Uma pré-condição necessária para a melancolia é um distúrbio do narcisismo primário (Ogden2014). Freud em 1915 escreveu o texto “Luto e melancolia “e só foi publicá-lo em 1917. A Primeira Guerra Mundial assolava a Europa nessa época e uma grande carnificina instalava-se entre os homens. Nesse momento, dois filhos de Freud alistaram-se para a guerra e foram convocados. O seu consultório esvaziou-se devido à guerra. Também perde um grande aliado de estudos teóricos, chamado Jung. Houve uma ruptura e uma divergência de opiniões por parte de Jung, no ponto da centralidade da noção de sexualidade na compreensão da personalidade humana.
A melancolia é um termo advindo do grego, onde Melan (negro) e Cholis (bílis), isto é, melancholia significa, portanto, bile negra.

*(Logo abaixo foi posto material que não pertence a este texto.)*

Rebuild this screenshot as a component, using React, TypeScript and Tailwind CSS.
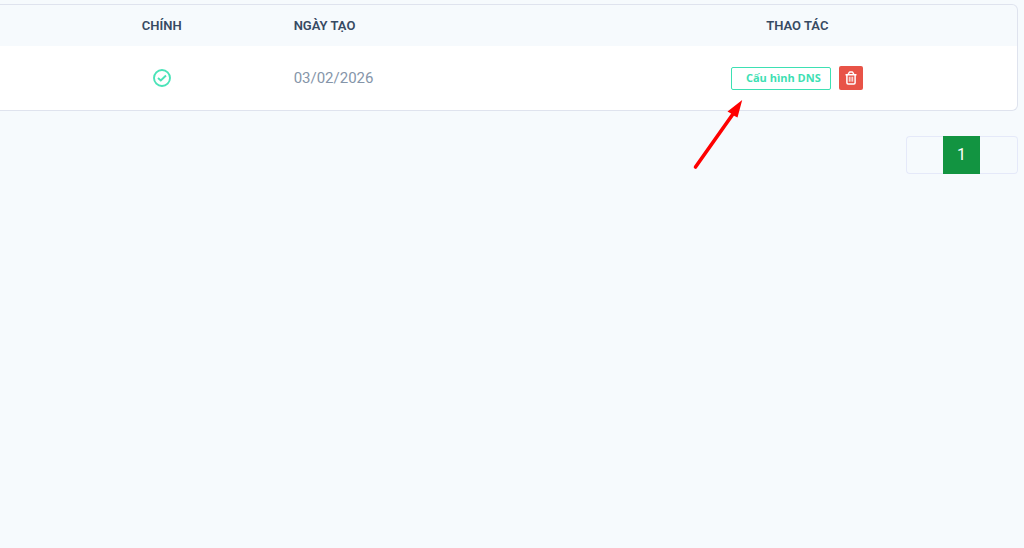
import React from 'react'

interface Domain {
  id: number
  isPrimary: boolean
  createdAt: string
}

const domains: Domain[] = [{ id: 1, isPrimary: true, createdAt: '03/02/2026' }]

export default function App() {
  return (
    <main className="min-h-screen bg-[#f6fafd] pt-1 pr-1.5 font-['Roboto',sans-serif]">
      <DomainTable domains={domains} />
      <Pagination current={1} />
    </main>
  )
}

function DomainTable({ domains }: { domains: Domain[] }) {
  return (
    <div className="rounded-r-md border-y border-r border-[#dfe3ee]">
      <table className="w-full table-fixed">
        <colgroup>
          <col className="w-[4.5%]" />
          <col className="w-[22.8%]" />
          <col className="w-[29.5%]" />
          <col />
        </colgroup>
        <thead>
          <tr className="h-[41px] text-[13px] leading-5 font-semibold text-[#364a63]">
            <td />
            <th scope="col" className="text-center font-semibold">CHÍNH</th>
            <th scope="col" className="px-4 text-left font-semibold">NGÀY TẠO</th>
            <th scope="col" className="text-center font-semibold">THAO TÁC</th>
          </tr>
        </thead>
        <tbody>
          {domains.map((domain) => (
            <DomainRow key={domain.id} domain={domain} />
          ))}
        </tbody>
      </table>
    </div>
  )
}

function DomainRow({ domain }: { domain: Domain }) {
  return (
    <tr className="h-16">
      <td className="bg-white" />
      <td className="bg-white">{domain.isPrimary && <CheckIcon />}</td>
      <td className="bg-white px-4 text-[15px] leading-6 text-[#8595a9]">{domain.createdAt}</td>
      <td className="rounded-br-md bg-white">
        <div className="flex items-center justify-center gap-2">
          <div className="relative">
            <button
              type="button"
              className="block h-[23px] w-[100px] rounded-xs border border-[#3de0b3] pl-1 font-['Open_Sans',sans-serif] text-[11px] leading-5 font-bold whitespace-nowrap text-[#3de0b3]"
            >
              Cấu hình DNS
            </button>
            <PointerArrow />
          </div>
          <button
            type="button"
            aria-label="Xóa"
            className="flex size-6 items-center justify-center rounded-xs bg-[#e85347] text-white"
          >
            <TrashIcon />
          </button>
        </div>
      </td>
    </tr>
  )
}

function Pagination({ current }: { current: number }) {
  return (
    <nav aria-label="Phân trang" className="mt-[25px] flex justify-end">
      <button type="button" aria-label="Trang trước" className="h-[38px] w-[37px] rounded-l-sm border border-r-0 border-[#e5e9f9]" />
      <button
        type="button"
        aria-current="page"
        className="h-[38px] w-[37px] bg-[#129441] text-base text-white"
      >
        {current}
      </button>
      <button type="button" aria-label="Trang sau" className="h-[38px] w-[38px] rounded-r-sm border border-l-0 border-[#e5e9f9]" />
    </nav>
  )
}

function CheckIcon() {
  return (
    <svg viewBox="0 0 18 18" className="mx-auto size-[18px]" fill="none" stroke="#4ae3b8" aria-hidden="true">
      <circle cx="9" cy="9" r="8" strokeWidth="1.9" />
      <path d="M5 9l2.8 2.5 5.2-5" strokeWidth="1.9" />
    </svg>
  )
}

function TrashIcon() {
  return (
    <svg viewBox="0 0 12 14" className="h-3.5 w-3" fill="none" stroke="currentColor" aria-hidden="true">
      <path d="M.5 3.7h11M3.2 3.4l.8-1.7c.2-.4.5-.7 1-.7h2c.5 0 .8.3 1 .7l.8 1.7" strokeWidth="1.4" />
      <path d="M1.9 3.7v8c0 .7.5 1.2 1.2 1.2h5.8c.7 0 1.2-.5 1.2-1.2v-8" strokeWidth="1.5" />
      <path d="M4.3 5.7v5M7.7 5.7v5M6 5.7v5" strokeWidth=".9" />
    </svg>
  )
}

function PointerArrow() {
  return (
    <svg
      viewBox="0 0 54 72"
      className="pointer-events-none absolute top-8 -left-10 h-[72px] w-[54px]"
      aria-hidden="true"
    >
      <path d="M4.5 68L42 15" stroke="#fe0000" strokeWidth="3.6" strokeLinecap="round" />
      <path d="M51.2 1L36.5 12.5 40 14.5 43.5 17 46.5 18.5z" fill="#fe0000" />
    </svg>
  )
}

Hipócrates (pai da medicina) classificou como um conjunto de sintomas como: aversão à comida, falta de ânimo, insônia, irritabilidade e inquietação. O que vem a ser narcisismo primário? É um processo normal, necessário, que ocorre num determinado momento regular do desenvolvimento libidinal. O bebê precisa sobreviver, precisa reagir no pós-nascimento. O aparelho mental do bebê recém-nascido tem um funcionamento com a característica primordial de ausência de contradição.
Freud chamou de processos mentais primários, que são os processos mentais inconscientes antigos e primários. É a única forma de funcionamento, ou seja, são orientados pelo princípio do prazer. Podemos configurar o distúrbio do narcisismo primário como uma resistência ao enfrentamento da realidade e ao desconhecido que permeiam de forma inerente nossa vida.

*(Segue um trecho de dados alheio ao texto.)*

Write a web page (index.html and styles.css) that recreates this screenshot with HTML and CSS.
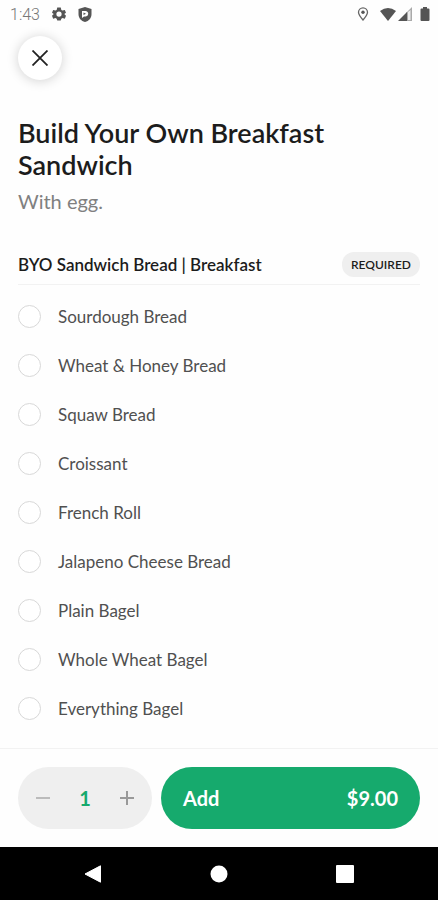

A sua majestade o bebê tem um tempo de validade. A própria anatomia e fisiologia nos empurram para o crescimento, rumo à independência e autonomia. A autonomia nem sempre é possível. O paciente melancólico, no primeiro ano de vida e na infância, não conseguiu fazer a passagem bem-sucedida do narcisismo para o amor objetal, que é o objeto exterior. Diante de perdas ou frustrações foi incapaz de fazer o luto ou enfrentar a realidade da perda e, com o tempo, de vir a ter um novo amor maduro com outra pessoa.
O melancólico não consegue se separar do objeto perdido e evita a dor da perda por meio da regressão narcísica de objeto para a identificação narcísica: E o resultado é que a despeito do conflito [decepção levando a afronta] com a pessoa amada, não é preciso desistir da relação amorosa. Trocando em miúdos, o melancólico deixou de fazer a travessia ao encontro do outro. Deixa de fertilizar e não se vincula ou faz alianças.
Consideramos um paciente de difícil acesso. Constrói relações em que a fusão prevalece. Na perda do ente querido, fusionado, desespera-se, pois desconhece o que perdeu exatamente. Ele sabe quem perdeu, mas não sabe o que perdeu nele próprio. A vivência dolorosa de perda sofre um curto-circuito devido à identificação do melancólico com o objeto que, assim, nega a separabilidade do objeto: o objeto sou eu e eu sou o objeto. O termo melancolia, em Freud, é sinônimo de depressão.